Mr. Berger has directed the piece almost as if it were taking place on a music hall stage; actors frequently stand in pairs and deliver their dialogue like stand up comedians, speaking their lines straight to the audience, with stage lights up bright and footlights focused to create tall, artificial shadows on the rear wall. Many of the bits do have a touch of the crossfire style redolent of music halls or vaudeville, but not enough of it is risible enough to sustain the style for long, and the approach gets thinner as the play proceeds. Despite the high energy of the performances, the timing is awry, even sluggish, and I found myself sitting stone-faced as the audience seemed to be working just as hard to support the actors as the latter did to entertain the audience. My companion for the evening fled after the first act.

LOOT revels in the kind of offbeat, racy, anarchistic, and grotesque humor we associate with 1960s British comedy, a taste of which survives on the old “Benny Hill” TV show.
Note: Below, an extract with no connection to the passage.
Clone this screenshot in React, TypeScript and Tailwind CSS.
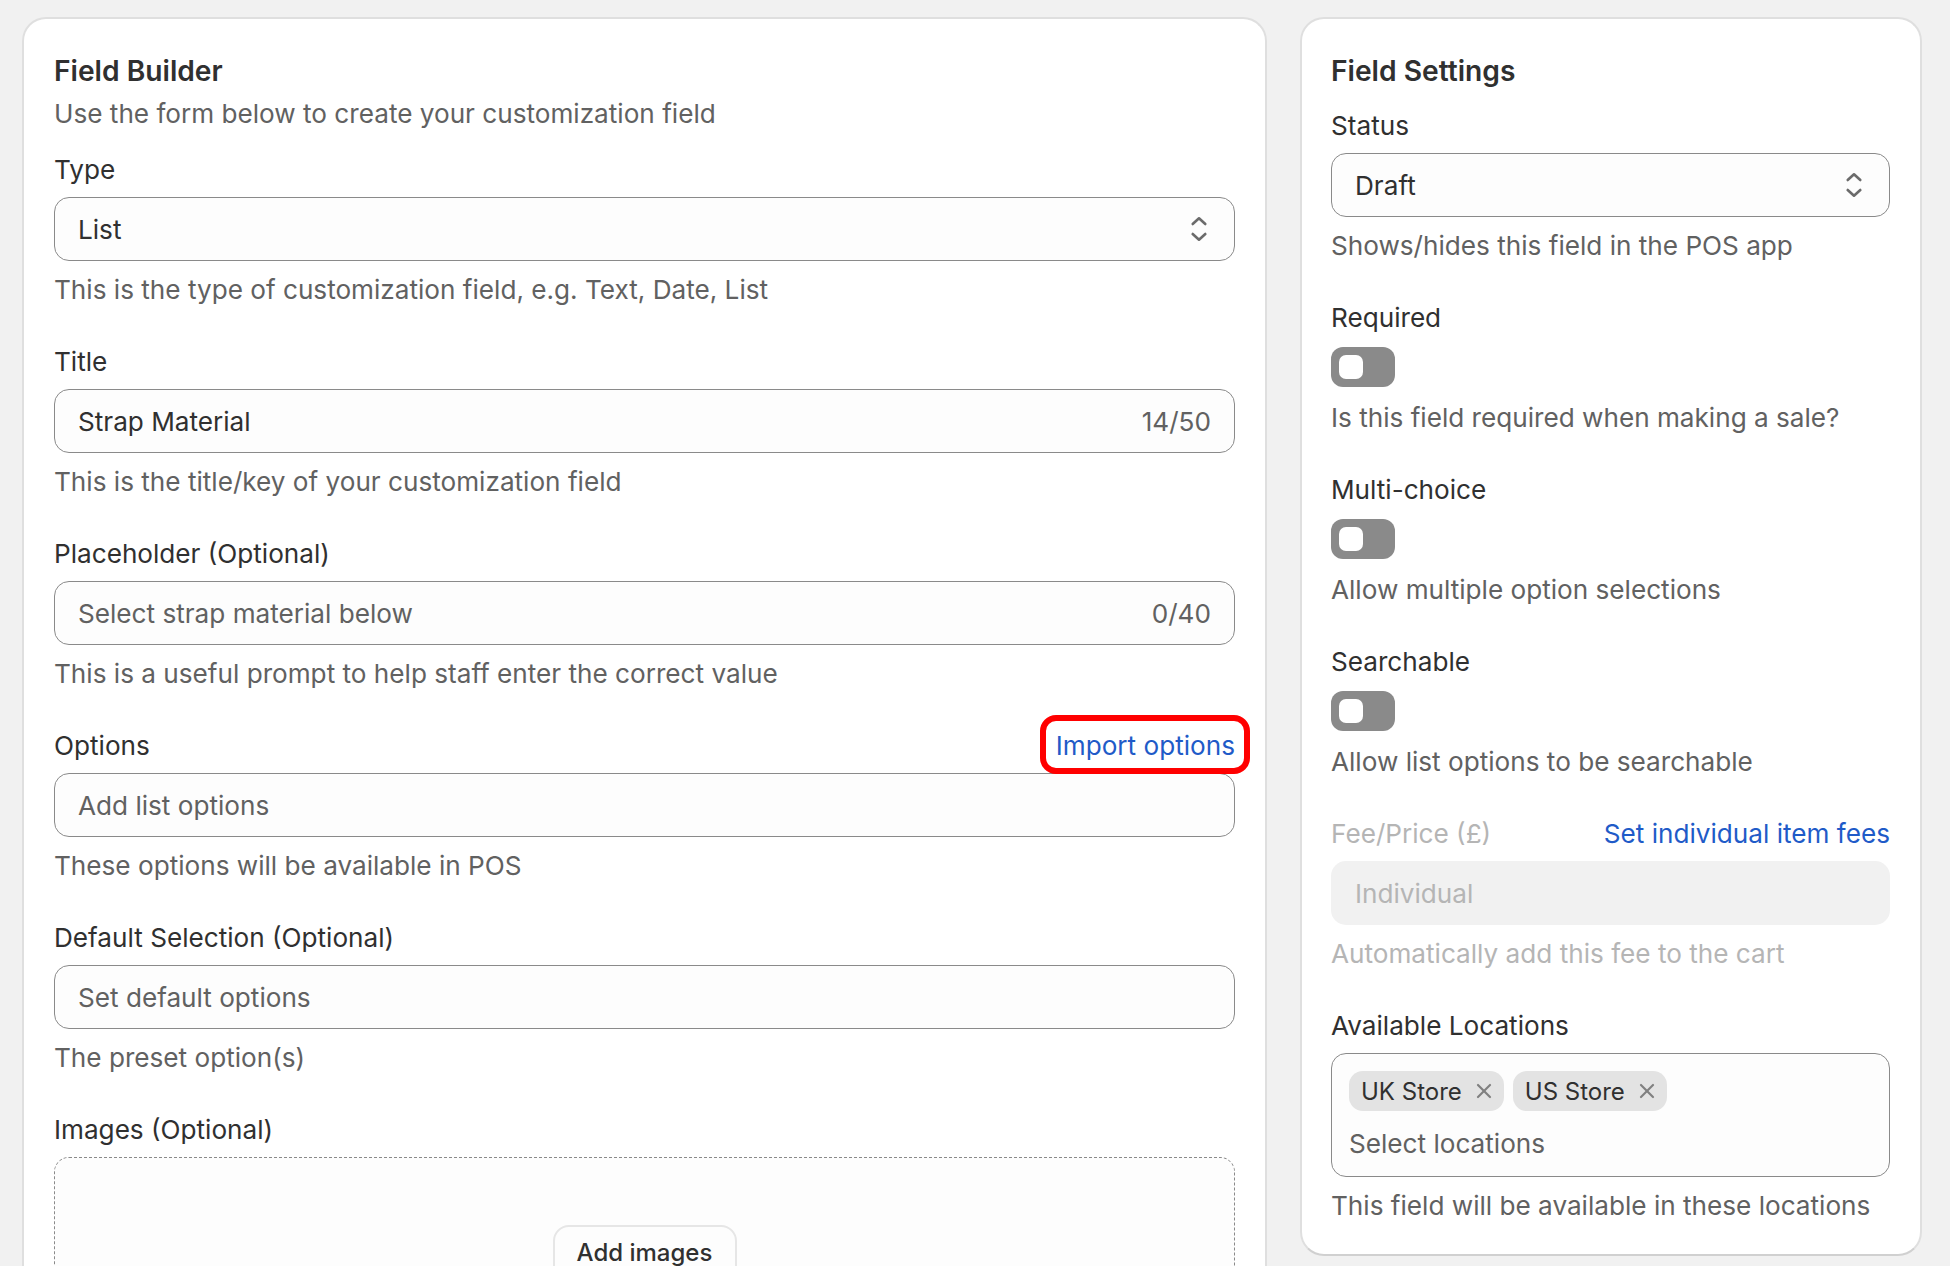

There’s definitely a powerful stream of subversion here,  both in the play’s epigrammatic quips and knockabout humor. It hurls satiric bolts at the Catholic Church and makes an especially nasty attack on the arrogance, stupidity, and corruption of the British police; this is an institution with which Orton had awful experiences, including a six-month jail term and a bankruptcy-producing fine for the crime of stealing and defacing library books. Orton believed his sentence was a cover to punish him for his homosexuality. The police are mainly present in the person of Truscott (Rocco Sisto), an overbearing detective whose investigation into a bank robbery leads him to enter the house of McLeavy, whose wife has just died, by pretending to be from the metropolitan water board (thus freeing him from the necessity of producing a search warrant).

           Dominating the living room is a coffin containing the remains of the late Mrs. McLeavy, whose corpse, wrapped in linens, eventually becomes a comical prop whose rudely sacrilegious treatment is intended to have the audience rolling in the aisles. Much is made as well of one of the corpse’s glass eyes (which is featured on the Playbill cover design), but despite all the opportunities for comic mayhem, the production never jells. A reading of the script reveals numerous potentially hilarious lines and bits of business, but the cast is unable to overcome the feeling that they’re swimming upstream against the farcical current.
 
 
From left: Rocco Sisto, Nick Westrate, Ryan Garbayo. Photo: Rahav Segev/Photopass.com.

The lynchpin performance has to be that of the actor playing Truscott, a marvelously written role in which Rocco Sisto is seriously miscast. Truscott has a particularly relevant contemporary edge because he reminds us of the secretive powers of the NSA, which will go to any lengths to surveil our every action and word. The quite tall Mr. Sisto, wearing a handlebar mustache, bowler hat, and dressed completely in black, towers over his fellow players, throwing the visual balance of the play somewhat off balance. His Truscott is physically menacing—the character thinks nothing of using force on those he suspects of malfeasance—but he lacks the comic imagination to wring all the ironies from the often inverted logic of his lines. Nor did Mr. Sisto’s frequent verbal lapses the night I saw the play help him very much.
 
 
From left: Nick Westrate, Rebecca Brooksher, Ryan Garbayo. Photo: Rahav Segev/Photopass.com.

As Fay, Mrs. McLeavy’s nurse, a woman who has murdered each of her seven husbands, Rebecca Brooksher looks right but works too hard at being funny, which can also be said of the rest of the other principals, Nick Westrate as Hal, Ryan Garbayo as Dennis, Mr. Conroy as McLeavy. Most of the actors perform with an arch, winking at the audience attitude (including self-conscious poses that almost require a “da-da-boom” drum beat). The lack of consistency and authenticity in the British accents is one more nail in this inadequate production’s coffin.
 
 
Jareth Conroy. Photo: Rahav Segev/Photopass.com.
 
Mr. Orton’s farce will likely remain a cult classic on the page, but, in New York, at least, whatever treasures LOOT contains remain to be discovered on the stage.